Coroners and Medical Examiners

After the body of Vincent Viafore was recovered from the Hudson River last May, the Orange County medical examiner (as told by Forensic News, among many others) reported that his death was a homicide caused by a “kayak drain plug intentionally removed by other.” The attorney for a suspect in his death claimed that the medical examiner’s office had overstepped its bounds with that determination, saying it was based on police speculation, not an examination of Mr. Viafore’s body.

Some legal experts agreed that the medical examiner went too far. The Orange County executive office, on the other hand, replied that “If medical examiners were limited to basing their conclusions solely on a physical examination of the body there would be no coroner inquests. The coroners and medical examiners have been doing this for over 100 years.”

I wish lawyers would look in a dictionary before making foolish statements. I might even wish that lawyers fulminating about the duties of medical examiners would look in a Medical Examiners’ and Coroners’ Handbook before making foolish statements, but that would be asking too much.

If you go by their obvious original meanings, a “coroner” is an officer of the Crown (as in “coronation”), and a “medical examiner” is somebody who does medical examinations. If you believe that, a medical examiner could only examine the victim’s body, and a coroner (in the U.S.) would have no duties at all because there is no Crown.

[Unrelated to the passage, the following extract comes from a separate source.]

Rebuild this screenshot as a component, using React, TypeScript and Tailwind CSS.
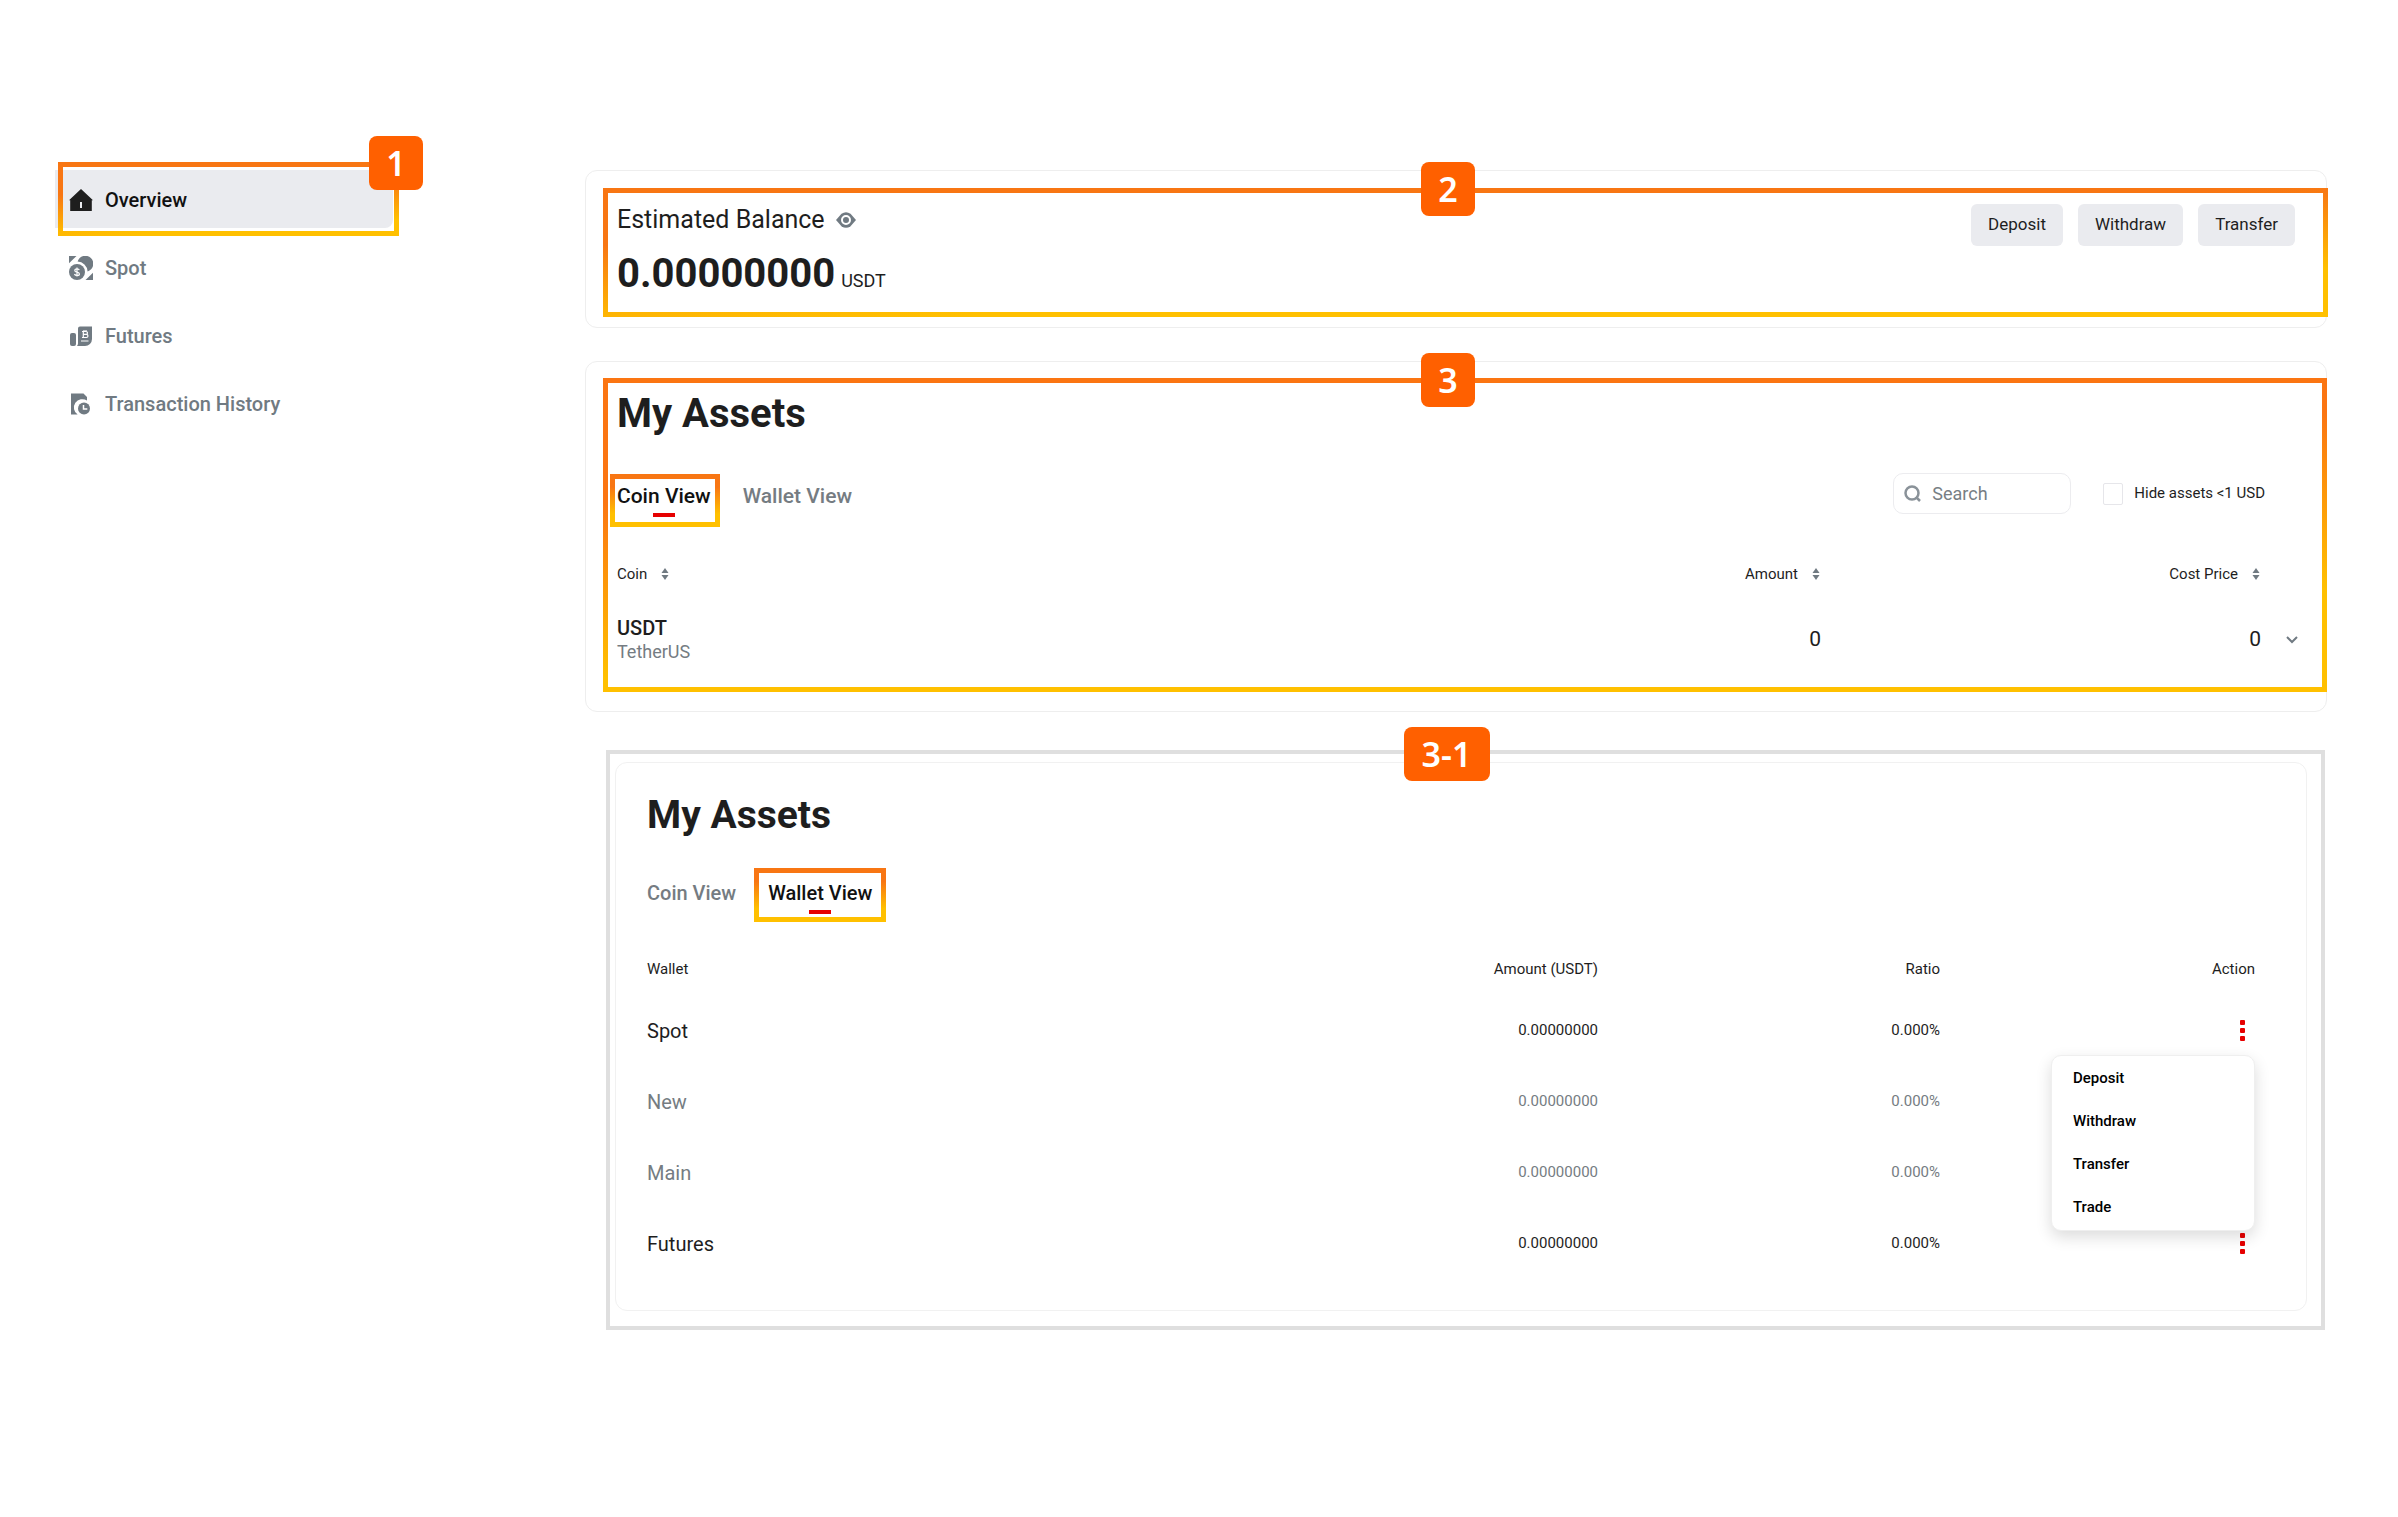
import type { ReactNode } from "react";

const navItems = [
    { label: "Overview", icon: <HomeIcon />, active: true },
    { label: "Spot", icon: <SpotIcon />, active: false },
    { label: "Futures", icon: <FuturesIcon />, active: false },
    { label: "Transaction History", icon: <HistoryIcon />, active: false },
];

const wallets = [
    { name: "Spot", amount: "0.00000000", ratio: "0.000%", muted: false, menuOpen: true },
    { name: "New", amount: "0.00000000", ratio: "0.000%", muted: true, menuOpen: false },
    { name: "Main", amount: "0.00000000", ratio: "0.000%", muted: true, menuOpen: false },
    { name: "Futures", amount: "0.00000000", ratio: "0.000%", muted: false, menuOpen: false },
];

function HomeIcon() {
    return (
        <svg width="24" height="24" viewBox="0 0 24 24" fill="#1e1e1e" aria-hidden="true">
            <path d="M12 1 24 12.2h-1.2V23H1.2V12.2H0Z" />
            <path d="M11 14h2v6h-2z" fill="#eaebef" />
        </svg>
    );
}

function SpotIcon() {
    return (
        <svg width="24" height="24" viewBox="0 0 24 24" fill="#707a82" aria-hidden="true">
            <path d="M0 0h7.5L0 7.2Z" />
            <path d="M24 24h-7.5L24 16.8Z" />
            <path d="M8.6 5.6A8 8 0 1 1 18.6 15.4 10.6 10.6 0 0 0 8.6 5.6Z" />
            <circle cx="8" cy="16" r="8" />
            <path
                d="M10.3 14.2c-.3-1-1.2-1.4-2.3-1.4-1.3 0-2.2.6-2.2 1.6 0 2.3 4.6 1.2 4.6 3.5 0 1-1 1.6-2.4 1.6-1.3 0-2.2-.5-2.5-1.5M8 11.5v9"
                fill="none"
                stroke="#fff"
                strokeWidth="1.2"
            />
        </svg>
    );
}

function FuturesIcon() {
    return (
        <svg width="24" height="24" viewBox="0 0 24 24" fill="#707a82" aria-hidden="true">
            <rect x="1" y="9" width="6" height="13" rx="2" />
            <path d="M9 4.5a2 2 0 0 1 2-2h12V15a7 7 0 0 1-7 7H8a3.6 3.6 0 0 0 1-2.5Z" />
            <path
                d="M13 7.5h4a1.4 1.4 0 0 1 0 2.9h-3M14 10.4h3.4a1.5 1.5 0 0 1 0 3.1H13M14.3 7v6.5M15 6v1.5M17 6v1.5M12 17h7.5"
                fill="none"
                stroke="#fff"
                strokeWidth="1.2"
            />
        </svg>
    );
}

function HistoryIcon() {
    return (
        <svg width="24" height="24" viewBox="0 0 24 24" fill="#707a82" aria-hidden="true">
            <path d="M2 1.5h12.5L18 5v3.6A7.6 7.6 0 0 0 8.6 22.5H2Z" />
            <circle cx="15" cy="16.5" r="6" />
            <path d="M14.5 13v4h3.8" fill="none" stroke="#fff" strokeWidth="1.5" />
        </svg>
    );
}

function EyeIcon() {
    return (
        <svg width="20" height="16" viewBox="0 0 20 16" aria-hidden="true">
            <path d="M0 8 5.5 1.8Q10-1.2 14.5 1.8L20 8l-5.5 6.2q-4.5 3-9 0Z" fill="#707a82" />
            <circle cx="10" cy="8" r="4" fill="none" stroke="#fff" strokeWidth="2" />
        </svg>
    );
}

function SortIcon() {
    return (
        <svg width="8" height="12" viewBox="0 0 8 12" fill="#707a82" aria-hidden="true">
            <path d="M4 0 7.5 5h-7Z" />
            <path d="M4 12 .5 7h7Z" />
        </svg>
    );
}

function Frame({ className }: { className: string }) {
    return (
        <div
            aria-hidden="true"
            className={`pointer-events-none absolute border-[5px] ${className}`}
        />
    );
}

function Badge({ className, children }: { className: string; children: ReactNode }) {
    return (
        <span
            className={`absolute z-10 flex h-[54px] items-center justify-center rounded-lg bg-[#ff6000] font-['Noto_Sans',sans-serif] text-[34px] leading-none font-semibold text-white ${className}`}
        >
            {children}
        </span>
    );
}

interface TabProps {
    label: string;
    active?: boolean;
    className: string;
    frame?: string;
}

function Tab({ label, active, className, frame }: TabProps) {
    return (
        <button
            type="button"
            role="tab"
            aria-selected={!!active}
            className={`relative flex flex-col items-center font-medium leading-8 ${active ? "text-[#111111]" : "text-[#757c82]"} ${className}`}
        >
            {label}
            {active && <span className="mt-px h-1 w-[22px] bg-[#e60000]" />}
            {frame && <Frame className={frame} />}
        </button>
    );
}

function SortButton({ label }: { label: string }) {
    return (
        <button type="button" className="inline-flex items-center gap-[14px] pr-px">
            {label}
            <SortIcon />
        </button>
    );
}

function Sidebar() {
    return (
        <nav className="w-[338px] shrink-0">
            <ul className="flex flex-col gap-[10px]">
                {navItems.map((item) => (
                    <li key={item.label} className="relative">
                        <a
                            href="#"
                            className={`flex h-[58px] items-center gap-3 rounded-r-lg pt-[2px] pl-[14px] text-[20px] font-medium ${item.active ? "bg-[#eaebef] text-[#111111]" : "text-[#707a82]"}`}
                        >
                            {item.icon}
                            {item.label}
                        </a>
                        {item.active && (
                            <>
                                <Frame className="-top-2 -right-[6px] -bottom-2 left-[3px] [border-image:linear-gradient(177deg,#f87613_35%,#ffc000_85%)_1]" />
                                <Badge className="-top-[34px] -right-[30px] w-[54px]">1</Badge>
                            </>
                        )}
                    </li>
                ))}
            </ul>
        </nav>
    );
}

function BalanceCard() {
    return (
        <section className="relative flex items-start justify-between rounded-xl border border-[#eeeeee] pt-[33px] pr-[31px] pb-[29px] pl-[31px]">
            <div>
                <div className="flex items-center gap-[11px] text-[25px] leading-8">
                    Estimated Balance
                    <button type="button" aria-label="Hide balance">
                        <EyeIcon />
                    </button>
                </div>
                <div className="mt-[14px] flex items-baseline gap-[6px]">
                    <span className="text-[40px] leading-[48px] font-bold">0.00000000</span>
                    <span className="text-[18px] leading-6">USDT</span>
                </div>
            </div>
            <div className="flex gap-[15px]">
                {["Deposit", "Withdraw", "Transfer"].map((label) => (
                    <button key={label} type="button" className="h-[42px] rounded-md bg-[#eaebef] px-[17px] text-[17px]">
                        {label}
                    </button>
                ))}
            </div>
            <Frame className="top-[17px] -right-[2px] bottom-[10px] left-[17px] [border-image:linear-gradient(178deg,#f87613_30%,#ffc000_75%)_1]" />
            <Badge className="-top-[9px] left-1/2 -ml-[35px] w-[54px]">2</Badge>
        </section>
    );
}

function CoinAssets() {
    return (
        <section className="relative mt-[33px] rounded-xl border border-[#eeeeee] pt-7 pr-7 pb-[31px] pl-[31px]">
            <h2 className="text-[40px] leading-[48px] font-bold">My Assets</h2>
            <div className="mt-[35px] flex items-start justify-between">
                <div role="tablist" className="flex items-start gap-8 pt-[7px]">
                    <Tab
                        label="Coin View"
                        active
                        className="text-[21px]"
                        frame="-top-[6px] -right-[9px] -bottom-[10px] -left-[7px] [border-image:linear-gradient(#f87613_20%,#ffc000_80%)_1]"
                    />
                    <Tab label="Wallet View" className="text-[21px]" />
                </div>
                <div className="mr-[33px] flex items-center gap-8">
                    <label className="flex h-[41px] w-[178px] items-center gap-[11px] rounded-[10px] border border-[#ececef] pl-[10px]">
                        <svg width="17" height="17" viewBox="0 0 17 17" fill="none" stroke="#8a9299" strokeWidth="2.5" className="shrink-0" aria-hidden="true">
                            <circle cx="8" cy="8" r="6.5" />
                            <path d="m12 12 4 4" />
                        </svg>
                        <input
                            type="text"
                            aria-label="Search"
                            placeholder="Search"
                            className="w-full min-w-0 bg-transparent text-[18px] outline-none placeholder:text-[#777e84]"
                        />
                    </label>
                    <label className="flex items-center gap-[11px] text-[15px]">
                        <input type="checkbox" className="h-[22px] w-5 appearance-none rounded-xs border border-[#e6e6ea]" />
                        Hide assets &lt;1 USD
                    </label>
                </div>
            </div>
            <table className="mt-[31px] w-full table-fixed">
                <thead>
                    <tr className="h-[52px] text-[15px]">
                        <th className="text-left font-normal"><SortButton label="Coin" /></th>
                        <th className="w-[440px] text-right font-normal"><SortButton label="Amount" /></th>
                        <th className="w-[440px] text-right font-normal"><SortButton label="Cost Price" /></th>
                        <th className="w-[37px]" />
                    </tr>
                </thead>
                <tbody>
                    <tr className="h-20">
                        <td className="leading-6">
                            <div className="text-[20px] font-medium">USDT</div>
                            <div className="text-[18px] text-[#757c82]">TetherUS</div>
                        </td>
                        <td className="text-right text-[21px]">0</td>
                        <td className="text-right text-[21px]">0</td>
                        <td>
                            <button type="button" aria-label="Show details" className="ml-auto block">
                                <svg width="12" height="8" viewBox="0 0 12 8" fill="none" stroke="#707a82" strokeWidth="2" aria-hidden="true">
                                    <path d="m1 1 5 5 5-5" />
                                </svg>
                            </button>
                        </td>
                    </tr>
                </tbody>
            </table>
            <Frame className="top-4 -right-px bottom-[19px] left-[17px] [border-image:linear-gradient(177deg,#fb7512_30%,#ffc000_75%)_1]" />
            <Badge className="-top-[9px] left-1/2 -ml-[35px] w-[54px]">3</Badge>
        </section>
    );
}

function ActionMenu() {
    return (
        <div
            role="menu"
            className="absolute top-[60px] right-0 z-10 w-[204px] rounded-[10px] border border-[#efefef] bg-white py-px shadow-[0_6px_16px_rgba(0,0,0,0.14)]"
        >
            {["Deposit", "Withdraw", "Transfer", "Trade"].map((label) => (
                <button key={label} type="button" role="menuitem" className="block h-[43px] w-full pl-[21px] text-left text-[15px] font-medium text-black">
                    {label}
                </button>
            ))}
        </div>
    );
}

function WalletAssets() {
    return (
        <section className="relative mt-[38px] mr-[2px] ml-[21px] border-4 border-[#dfdfdf] pt-2 pr-[14px] pb-[15px] pl-[5px]">
            <div className="rounded-xl border border-[#f1f1f1] pt-7 pr-[51px] pb-[31px] pl-[31px]">
                <h2 className="text-[39px] leading-[48px] font-bold">My Assets</h2>
                <div role="tablist" className="mt-[38px] flex items-start gap-8">
                    <Tab label="Coin View" className="text-[20px]" />
                    <Tab
                        label="Wallet View"
                        active
                        className="text-[20px]"
                        frame="-top-[9px] -right-[14px] -bottom-2 -left-[14px] [border-image:linear-gradient(#f87613_20%,#ffc000_80%)_1]"
                    />
                </div>
                <table className="mt-[30px] w-full table-fixed">
                    <thead>
                        <tr className="h-[51px] text-[15px]">
                            <th className="text-left font-normal">Wallet</th>
                            <th className="w-[342px] text-right font-normal">Amount (USDT)</th>
                            <th className="w-[342px] text-right font-normal">Ratio</th>
                            <th className="w-[315px] text-right font-normal">Action</th>
                        </tr>
                    </thead>
                    <tbody>
                        {wallets.map((w) => (
                            <tr key={w.name} className={`h-[71px] ${w.muted ? "text-[#757c82]" : ""}`}>
                                <td className="text-[20px]">{w.name}</td>
                                <td className="text-right text-[15px]">{w.amount}</td>
                                <td className="text-right text-[15px]">{w.ratio}</td>
                                <td>
                                    {!w.muted && (
                                        <div className="relative flex h-[71px] items-center justify-end pr-[10px]">
                                            <button type="button" aria-label={`${w.name} actions`}>
                                                <svg width="5" height="21" viewBox="0 0 5 21" fill="#e60000" aria-hidden="true">
                                                    <rect width="5" height="5" rx="1" />
                                                    <rect y="8" width="5" height="5" rx="1" />
                                                    <rect y="16" width="5" height="5" rx="1" />
                                                </svg>
                                            </button>
                                            {w.menuOpen && <ActionMenu />}
                                        </div>
                                    )}
                                </td>
                            </tr>
                        ))}
                    </tbody>
                </table>
            </div>
            <Badge className="-top-[27px] left-1/2 -ml-[62px] w-[86px]">3-1</Badge>
        </section>
    );
}

export default function App() {
    return (
        <div className="flex min-h-screen gap-48 bg-white pt-[170px] pr-[71px] pb-[187px] pl-[55px] font-[Roboto,sans-serif] text-[#1e1e1e]">
            <Sidebar />
            <main className="min-w-0 flex-1">
                <BalanceCard />
                <CoinAssets />
                <WalletAssets />
            </main>
        </div>
    );
}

But language changes. In current dictionaries, a coroner is an officer charged with determining the cause of death when the cause might not be natural. A medical examiner is a physician charged with the same duty. Roughly speaking, a medical examiner is a coroner with a medical degree. Nothing in these definitions limits a coroner or a medical examiner to examining the body.

The handbook I mentioned above is specific:

When the death was the result of an external cause, the medical examiner or coroner should specify whether it was an accident, suicide, or homicide and describe the circumstances in items 38–44. In item 43 a clear, brief statement as to how the injury occurred should be made, indicating the circumstances or cause, such as Burned using gasoline to light stove,” Slipped and fell while shoveling snow,” Self-inflicted handgun wound,” or Stabbed by sharp instrument.”

It’s pretty obvious that a medical examiner has to do more than just a medical examination to make this kind of determination, and that’s exactly what the Orange County medical examiner did in the case of Vincent Viafore. Any fool can see that. But not a lawyer.